Si mente all’educazione se non si incorpora il contenuto della giustizia come condizione sine qua non per vivere in democrazia. Primo Levi, sopravvissuto alla Shoah, diceva: “Chi assiste a un delitto in silenzio lo commette”. E aggiungo: chi copre chi ha commesso il delitto, lo commette. E chi si astiene dal chiedere giustizia per il delitto commesso, la commette ugualmente.

In questo momento, il nostro Paese sta vivendo un periodo unico dal punto di vista giuridico. Centinaia di persone coinvolte nelle aberrazioni commesse durante l’ultima dittatura civile-militare sono sotto processo. E dobbiamo riconoscere che questo è stato ottenuto grazie alle voci di migliaia di persone che si sono levate chiedendo memoria, verità e giustizia.

Ma lo stesso non è il caso dell’ Amia. Non si sentono voci che avvertono dei rischi di vivere in una società in cui un crimine di tale portata rimane impunito.

Il dolore irrimediabile di ogni perdita non è trasferibile. Il modo in cui questo attacco terroristico si è portato via ogni figlio, ogni figlia, ogni padre, ogni madre, ogni fratello, ogni moglie, ogni marito, ogni amico è una ferita che non smetterà mai di sanguinare all’interno di ogni famiglia.

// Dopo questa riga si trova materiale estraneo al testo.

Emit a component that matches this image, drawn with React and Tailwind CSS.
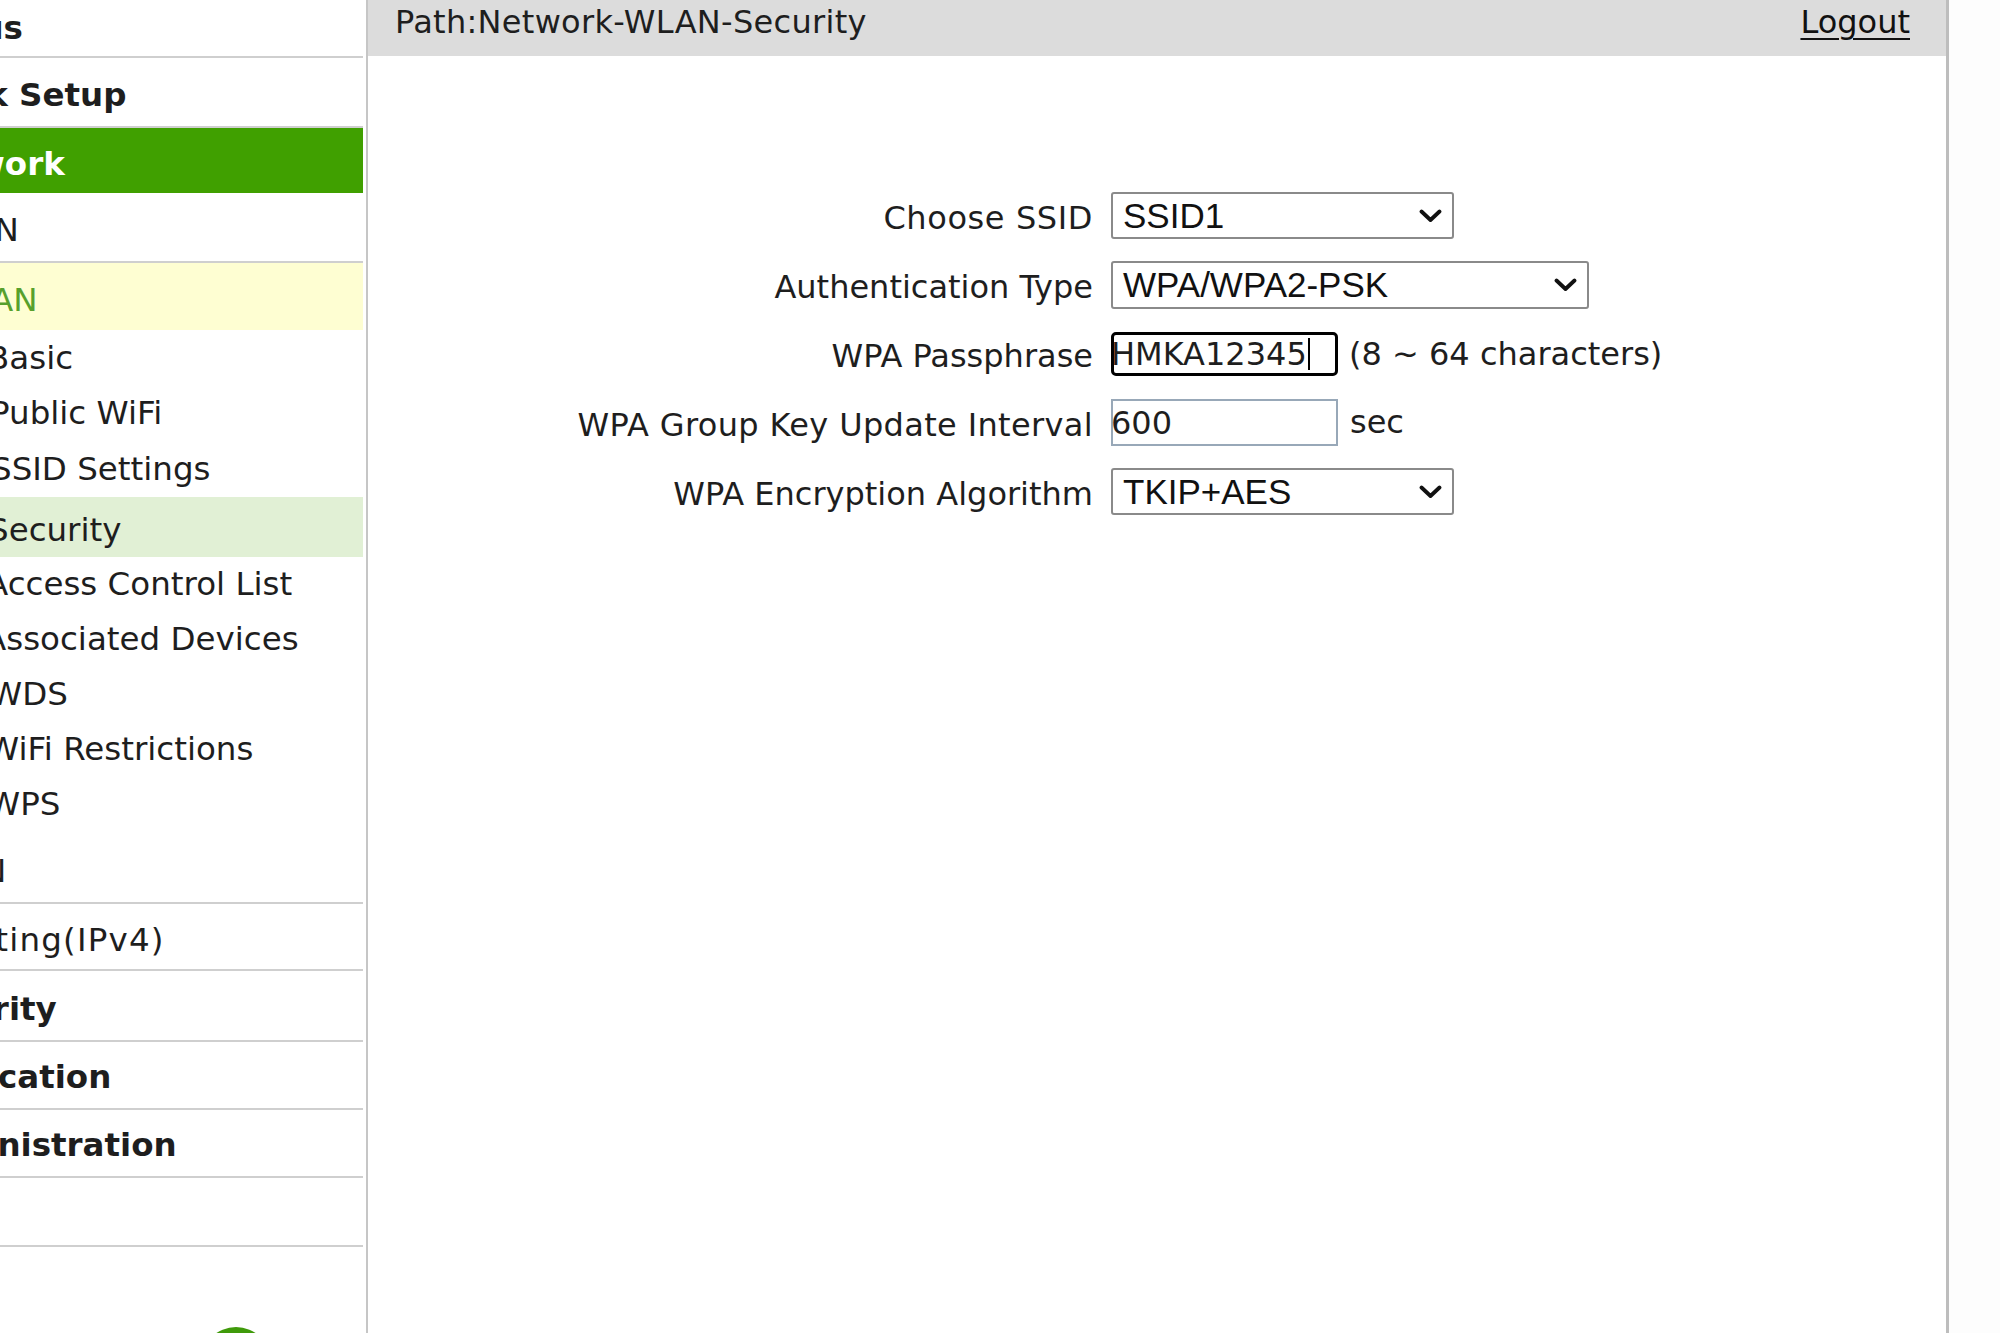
import React from 'react';

const sep = 'border-b-2 border-[#cfcfcf]';

const menu = [
  { label: 'Status', row: `h-[58px] ${sep}`, text: 'font-bold -ml-[96px]' },
  { label: 'Quick Setup', row: `h-[70px] ${sep} pt-[7px]`, text: 'font-bold -ml-[95px]' },
  { label: 'Network', row: 'h-[65px] bg-[#40a000] text-white pt-[7px]', text: 'font-bold -ml-[90px]' },
  { label: 'WAN', row: `h-[70px] ${sep} pt-[7px]`, text: '-ml-[58px]' },
  { label: 'WLAN', row: 'h-[67px] bg-[#fefed2] text-[#57a02c] pt-[7px]', text: '-ml-[60px]' },
  { label: 'Basic', row: 'h-[55px] pt-[1px]', text: '-ml-[13px]' },
  { label: 'Public WiFi', row: 'h-[55px] pt-[1px]', text: '-ml-[10px]' },
  { label: 'SSID Settings', row: 'h-[57px] pt-[1px]', text: '-ml-[9px]' },
  { label: 'Security', row: 'h-[60px] bg-[#e1f0d5] pt-[7px]', text: '-ml-[12px]' },
  { label: 'Access Control List', row: 'h-[54px] pt-[1px]', text: '-ml-[14px]' },
  { label: 'Associated Devices', row: 'h-[55px] pt-[1px]', text: '-ml-[16px]' },
  { label: 'WDS', row: 'h-[55px] pt-[1px]', text: '-ml-[10px]' },
  { label: 'WiFi Restrictions', row: 'h-[55px] pt-[1px]', text: '-ml-[13px]' },
  { label: 'WPS', row: 'h-[56px] pt-[1px]', text: '-ml-[12px]' },
  { label: 'LAN', row: `h-[72px] ${sep} pt-[8px]`, text: '-ml-[59px]' },
  { label: 'Routing(IPv4)', row: `h-[67px] ${sep} pt-[7px]`, text: '-ml-[70px] tracking-[1.2px]' },
  { label: 'Security', row: `h-[71px] ${sep} pt-[7px]`, text: 'font-bold -ml-[95px]' },
  { label: 'Application', row: `h-[68px] ${sep} pt-[5px]`, text: 'font-bold -ml-[96px]' },
  { label: 'Administration', row: `h-[68px] ${sep} pt-[5px]`, text: 'font-bold -ml-[96px]' },
  { label: 'Help', row: `h-[69px] ${sep}`, text: 'font-bold -ml-[140px]' },
];

function Chevron() {
  return (
    <svg width="23" height="14" viewBox="0 0 23 14" fill="none">
      <polyline points="2.5,2.5 11.5,11 20.5,2.5" stroke="#111" strokeWidth="3.8" strokeLinecap="round" strokeLinejoin="round" />
    </svg>
  );
}

function Select({ value, width, height }) {
  return (
    <div className={`${width} ${height} flex items-center justify-between rounded-[3px] border-2 border-[#8a8a8a] bg-white pl-[10px] pr-[10px] font-['Liberation_Sans',Arial,sans-serif] text-[35px] leading-none text-[#111]`}>
      <span>{value}</span>
      <Chevron />
    </div>
  );
}

function Row({ label, children, labelClass = '' }) {
  return (
    <div className="flex h-[69px] items-center gap-[18px]">
      <div className={`w-[725px] pt-[5px] text-right ${labelClass}`}>{label}</div>
      <div className="flex items-center">{children}</div>
    </div>
  );
}

export default function App() {
  return (
    <div className="flex h-[1333px] w-full overflow-hidden bg-white font-['DejaVu_Sans',Verdana,sans-serif] text-[#1e1e1e]">
      <aside className="h-full w-[368px] shrink-0 overflow-hidden border-r-2 border-[#c6c6c6] pr-[3px] text-[32.5px]">
        {menu.map((item, i) => (
          <div key={i} className={`flex items-center overflow-hidden whitespace-nowrap ${item.row}`}>
            <span className={item.text}>{item.label}</span>
          </div>
        ))}
        <div className="ml-[201px] mt-[80px] h-[70px] w-[70px] rounded-full bg-[#3f9a0a]" />
      </aside>

      <main className="flex h-full w-[1581px] shrink-0 flex-col border-r-[3px] border-[#bdbdbd] text-[32px]">
        <div className="flex h-[56px] shrink-0 justify-between bg-[#dcdcdc] pl-[27px] pr-[36px] pt-[2px] leading-[40px]">
          <span className="tracking-[0.3px]">Path:Network-WLAN-Security</span>
          <a href="#" className="text-[#111] underline decoration-2 underline-offset-[5px]">Logout</a>
        </div>

        <div className="mt-[125px] flex flex-col">
          <Row label="Choose SSID" labelClass="tracking-[0.6px]">
            <Select value="SSID1" width="w-[343px]" height="h-[47px]" />
          </Row>
          <Row label="Authentication Type">
            <Select value="WPA/WPA2-PSK" width="w-[478px]" height="h-[48px]" />
          </Row>
          <Row label="WPA Passphrase">
            <div className="flex h-[44px] w-[227px] items-center rounded-[5px] border-[3px] border-black bg-white leading-none">
              <span className="-ml-[3px]">HMKA12345</span>
              <span className="ml-[1px] h-[32px] w-[2px] bg-black" />
            </div>
            <span className="ml-[11px]">(8 ~ 64 characters)</span>
          </Row>
          <Row label="WPA Group Key Update Interval" labelClass="tracking-[0.35px]">
            <div className="flex h-[47px] w-[227px] items-center border-2 border-[#98a8b8] bg-white leading-none">
              <span className="-ml-[2px]">600</span>
            </div>
            <span className="ml-[12px] -mt-[2px]">sec</span>
          </Row>
          <Row label="WPA Encryption Algorithm">
            <Select value="TKIP+AES" width="w-[343px]" height="h-[47px]" />
          </Row>
        </div>
      </main>

      <div className="h-full flex-1 bg-[#fdfdfd]" />
    </div>
  );
}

Ma l’impunità è un dolore che deve attraversare tutti noi. A chi di noi subisce delle perdite, a chi di noi accompagna chi soffre e a chi ancora continua a guardarci in silenzio.

Come dice Yosef Yerushalmi: “Si trasmettono solo episodi del passato giudicati esemplari o edificanti per la legge di un popolo, così come viene vissuta nel presente. Il resto della storia cadrà nel fosso”. Ciò che costruisce lo sguardo silenzioso e l’impunità della tragedia dell’Amia non è né edificante né esemplare per nessuno, ma piuttosto ci fa precipitare in un fosso come società.

Nell’ebraico biblico, la parola zachor – l’imperativo di ricordare, e la parola shamor – l’imperativo di prendersi cura, sono parole che si scambiano. Ricorda e cura, cura e ricorda. L’atto della memoria è un atto di protezione, non solo per chi ne è direttamente coinvolto, ma per tutti coloro che ne sono testimoni, in questa generazione e in quella successiva. Una memoria sporcata dall’impunità produce una società inquinata dalla banalità e dall’ingiustizia. Dobbiamo prenderci cura di noi stessi per prenderci cura di chi verrà dopo di noi, e questo si chiama esigere giustizia equa fino allo sfinimento.

Come dice la nostra Torah nel Deuteronomio: “Solo, abbi cura di te stesso e abbi cura della tua anima, in modo da non dimenticare le cose che i tuoi occhi hanno visto e in modo che non si allontanino dal tuo cuore per tutti i giorni della tua vita; e devi farle conoscere ai tuoi figli e ai tuoi nipoti”».